One consequence of the CBSO’s appointment of Mirga Gražinytė-Tyla as its new music director is that we can now stop treating every guest conductor as an auditionee, and simply enjoy their music-making. Still, on the day of the announcement, was it reading too much into the situation to detect a special exuberance in the orchestra’s playing of Mendelssohn’s overture to A Midsummer Night’s Dream? No whispering fairies here; this performance had an unbuttoned quality that certainly felt like a celebration.

To assume that would be unfair to the conductor in question – the excellent Olari Elts. He went on to sculpt Shostakovich’s Tenth Symphony in big, sweeping gestures and a positively lurid palette of orchestral colours. True, it was alive with detail: Julian Roberts’s plangent bassoon solos, Rainer Gibbons’s oboe twisting palely in the gloom at the start of the finale, and pizzicato that ranged from fat and pungent to bitterly wry. But this was broad-brush Shostakovich, thrillingly physical and reeking of vodka and boot-leather. The ending drew cheers.

Elts’s approach was less effective in Szymanowski’s First Violin Concerto; his enjoyment of Szymanowski’s super-saturated orchestral textures sometimes threatened to drown soloist Baiba Skride. But Skride’s pure, shimmering tone has a way of creating an aura around itself: the most memorable moments of this performance were the quietest and Skride’s delicate final gesture spoke louder than any number of lush climaxes.

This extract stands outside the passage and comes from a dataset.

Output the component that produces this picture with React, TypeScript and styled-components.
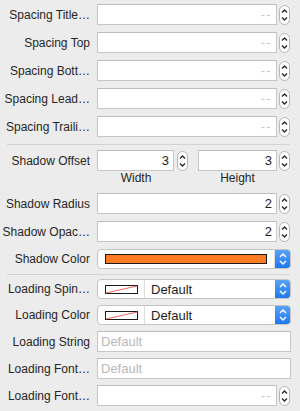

Earlier, the Birmingham Conservatoire Symphony Orchestra gave a pre-concert performance under Michael Seal. Mattei , by Conservatoire composer Ryan Probert, created huge Technicolor sonorities (extra brass plus organ) from the slightest of musical ideas. Respighi’s Pines of Rome put the same forces to suitably roof-raising use; but it was the eloquence and sense of atmosphere in the quiet music (beautifully poised trumpet and clarinet solos, supported by ravishing string phrasing) that showed just what heights these students can attain under Seal’s direction.